• Exercise goal:
Would you transcribe the whole listing exactly, minus its pictures?

• Data excerpt:
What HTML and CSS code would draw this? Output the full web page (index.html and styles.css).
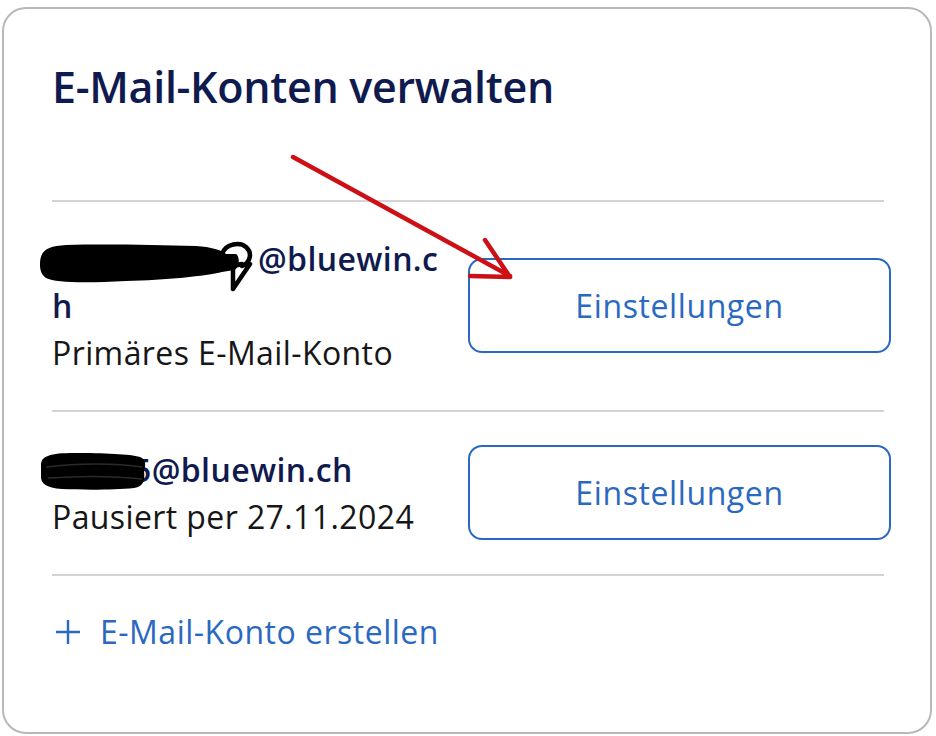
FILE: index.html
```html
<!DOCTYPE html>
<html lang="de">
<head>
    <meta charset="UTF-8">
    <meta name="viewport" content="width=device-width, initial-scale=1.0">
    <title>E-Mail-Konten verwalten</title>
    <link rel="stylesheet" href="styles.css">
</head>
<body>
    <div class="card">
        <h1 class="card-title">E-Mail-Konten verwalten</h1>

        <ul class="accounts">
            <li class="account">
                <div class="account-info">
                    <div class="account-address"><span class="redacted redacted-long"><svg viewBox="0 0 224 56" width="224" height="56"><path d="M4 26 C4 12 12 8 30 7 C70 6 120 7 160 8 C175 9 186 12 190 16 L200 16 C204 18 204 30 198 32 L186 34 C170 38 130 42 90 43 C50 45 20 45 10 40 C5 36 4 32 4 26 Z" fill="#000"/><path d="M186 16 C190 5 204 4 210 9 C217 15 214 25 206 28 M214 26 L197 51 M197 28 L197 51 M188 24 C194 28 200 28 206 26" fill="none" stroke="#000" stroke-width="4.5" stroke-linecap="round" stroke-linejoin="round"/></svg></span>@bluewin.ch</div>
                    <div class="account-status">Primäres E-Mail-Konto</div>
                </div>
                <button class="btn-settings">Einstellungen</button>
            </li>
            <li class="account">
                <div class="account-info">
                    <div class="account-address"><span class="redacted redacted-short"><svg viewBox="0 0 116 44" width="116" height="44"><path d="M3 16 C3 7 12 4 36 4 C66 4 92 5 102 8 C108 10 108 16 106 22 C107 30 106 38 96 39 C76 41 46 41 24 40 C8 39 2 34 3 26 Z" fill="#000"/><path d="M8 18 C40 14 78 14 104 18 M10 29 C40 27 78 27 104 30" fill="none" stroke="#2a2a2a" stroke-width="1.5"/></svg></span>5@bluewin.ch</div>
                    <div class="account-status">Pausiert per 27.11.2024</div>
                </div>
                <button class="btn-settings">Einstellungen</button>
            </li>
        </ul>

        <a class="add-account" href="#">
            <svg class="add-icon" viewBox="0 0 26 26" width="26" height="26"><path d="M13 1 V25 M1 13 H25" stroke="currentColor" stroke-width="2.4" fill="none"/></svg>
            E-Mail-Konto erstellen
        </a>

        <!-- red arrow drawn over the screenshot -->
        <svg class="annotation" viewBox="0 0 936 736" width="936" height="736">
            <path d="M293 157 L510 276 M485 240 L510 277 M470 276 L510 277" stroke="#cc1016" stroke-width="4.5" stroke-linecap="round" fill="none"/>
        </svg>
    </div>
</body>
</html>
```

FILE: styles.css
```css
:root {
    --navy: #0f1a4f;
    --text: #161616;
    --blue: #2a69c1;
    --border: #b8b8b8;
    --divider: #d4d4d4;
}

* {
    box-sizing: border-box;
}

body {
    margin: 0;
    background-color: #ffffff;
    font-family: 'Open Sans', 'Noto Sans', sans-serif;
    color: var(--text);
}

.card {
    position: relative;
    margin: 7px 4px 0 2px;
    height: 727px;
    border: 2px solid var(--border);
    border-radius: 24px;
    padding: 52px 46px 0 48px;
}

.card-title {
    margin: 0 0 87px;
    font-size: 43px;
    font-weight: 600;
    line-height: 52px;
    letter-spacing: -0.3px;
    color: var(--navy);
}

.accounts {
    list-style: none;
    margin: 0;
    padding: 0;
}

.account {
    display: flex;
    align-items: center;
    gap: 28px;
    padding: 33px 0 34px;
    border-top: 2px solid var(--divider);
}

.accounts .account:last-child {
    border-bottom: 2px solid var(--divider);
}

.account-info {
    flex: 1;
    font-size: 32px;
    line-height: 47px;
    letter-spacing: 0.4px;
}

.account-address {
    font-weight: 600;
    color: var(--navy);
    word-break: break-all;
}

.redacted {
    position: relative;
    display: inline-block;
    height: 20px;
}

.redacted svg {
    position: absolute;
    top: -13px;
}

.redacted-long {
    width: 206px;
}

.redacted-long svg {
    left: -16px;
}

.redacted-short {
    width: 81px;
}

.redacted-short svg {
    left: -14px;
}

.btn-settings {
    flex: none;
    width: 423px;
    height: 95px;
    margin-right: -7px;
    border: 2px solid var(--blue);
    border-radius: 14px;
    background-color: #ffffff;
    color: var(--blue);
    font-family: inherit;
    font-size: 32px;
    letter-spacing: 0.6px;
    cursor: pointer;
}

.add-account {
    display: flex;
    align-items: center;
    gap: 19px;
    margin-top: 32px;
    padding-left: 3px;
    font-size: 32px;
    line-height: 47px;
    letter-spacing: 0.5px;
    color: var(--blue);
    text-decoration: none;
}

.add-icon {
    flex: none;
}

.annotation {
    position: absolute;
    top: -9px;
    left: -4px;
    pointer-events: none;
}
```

• Problem solution:
What HTML and CSS code would draw this? Output the full web page (index.html and styles.css).
FILE: index.html
```html
<!DOCTYPE html>
<html lang="de">
<head>
    <meta charset="UTF-8">
    <meta name="viewport" content="width=device-width, initial-scale=1.0">
    <title>E-Mail-Konten verwalten</title>
    <link rel="stylesheet" href="styles.css">
</head>
<body>
    <div class="card">
        <h1 class="card-title">E-Mail-Konten verwalten</h1>

        <ul class="accounts">
            <li class="account">
                <div class="account-info">
                    <div class="account-address"><span class="redacted redacted-long"><svg viewBox="0 0 224 56" width="224" height="56"><path d="M4 26 C4 12 12 8 30 7 C70 6 120 7 160 8 C175 9 186 12 190 16 L200 16 C204 18 204 30 198 32 L186 34 C170 38 130 42 90 43 C50 45 20 45 10 40 C5 36 4 32 4 26 Z" fill="#000"/><path d="M186 16 C190 5 204 4 210 9 C217 15 214 25 206 28 M214 26 L197 51 M197 28 L197 51 M188 24 C194 28 200 28 206 26" fill="none" stroke="#000" stroke-width="4.5" stroke-linecap="round" stroke-linejoin="round"/></svg></span>@bluewin.ch</div>
                    <div class="account-status">Primäres E-Mail-Konto</div>
                </div>
                <button class="btn-settings">Einstellungen</button>
            </li>
            <li class="account">
                <div class="account-info">
                    <div class="account-address"><span class="redacted redacted-short"><svg viewBox="0 0 116 44" width="116" height="44"><path d="M3 16 C3 7 12 4 36 4 C66 4 92 5 102 8 C108 10 108 16 106 22 C107 30 106 38 96 39 C76 41 46 41 24 40 C8 39 2 34 3 26 Z" fill="#000"/><path d="M8 18 C40 14 78 14 104 18 M10 29 C40 27 78 27 104 30" fill="none" stroke="#2a2a2a" stroke-width="1.5"/></svg></span>5@bluewin.ch</div>
                    <div class="account-status">Pausiert per 27.11.2024</div>
                </div>
                <button class="btn-settings">Einstellungen</button>
            </li>
        </ul>

        <a class="add-account" href="#">
            <svg class="add-icon" viewBox="0 0 26 26" width="26" height="26"><path d="M13 1 V25 M1 13 H25" stroke="currentColor" stroke-width="2.4" fill="none"/></svg>
            E-Mail-Konto erstellen
        </a>

        <!-- red arrow drawn over the screenshot -->
        <svg class="annotation" viewBox="0 0 936 736" width="936" height="736">
            <path d="M293 157 L510 276 M485 240 L510 277 M470 276 L510 277" stroke="#cc1016" stroke-width="4.5" stroke-linecap="round" fill="none"/>
        </svg>
    </div>
</body>
</html>
```

FILE: styles.css
```css
:root {
    --navy: #0f1a4f;
    --text: #161616;
    --blue: #2a69c1;
    --border: #b8b8b8;
    --divider: #d4d4d4;
}

* {
    box-sizing: border-box;
}

body {
    margin: 0;
    background-color: #ffffff;
    font-family: 'Open Sans', 'Noto Sans', sans-serif;
    color: var(--text);
}

.card {
    position: relative;
    margin: 7px 4px 0 2px;
    height: 727px;
    border: 2px solid var(--border);
    border-radius: 24px;
    padding: 52px 46px 0 48px;
}

.card-title {
    margin: 0 0 87px;
    font-size: 43px;
    font-weight: 600;
    line-height: 52px;
    letter-spacing: -0.3px;
    color: var(--navy);
}

.accounts {
    list-style: none;
    margin: 0;
    padding: 0;
}

.account {
    display: flex;
    align-items: center;
    gap: 28px;
    padding: 33px 0 34px;
    border-top: 2px solid var(--divider);
}

.accounts .account:last-child {
    border-bottom: 2px solid var(--divider);
}

.account-info {
    flex: 1;
    font-size: 32px;
    line-height: 47px;
    letter-spacing: 0.4px;
}

.account-address {
    font-weight: 600;
    color: var(--navy);
    word-break: break-all;
}

.redacted {
    position: relative;
    display: inline-block;
    height: 20px;
}

.redacted svg {
    position: absolute;
    top: -13px;
}

.redacted-long {
    width: 206px;
}

.redacted-long svg {
    left: -16px;
}

.redacted-short {
    width: 81px;
}

.redacted-short svg {
    left: -14px;
}

.btn-settings {
    flex: none;
    width: 423px;
    height: 95px;
    margin-right: -7px;
    border: 2px solid var(--blue);
    border-radius: 14px;
    background-color: #ffffff;
    color: var(--blue);
    font-family: inherit;
    font-size: 32px;
    letter-spacing: 0.6px;
    cursor: pointer;
}

.add-account {
    display: flex;
    align-items: center;
    gap: 19px;
    margin-top: 32px;
    padding-left: 3px;
    font-size: 32px;
    line-height: 47px;
    letter-spacing: 0.5px;
    color: var(--blue);
    text-decoration: none;
}

.add-icon {
    flex: none;
}

.annotation {
    position: absolute;
    top: -9px;
    left: -4px;
    pointer-events: none;
}
```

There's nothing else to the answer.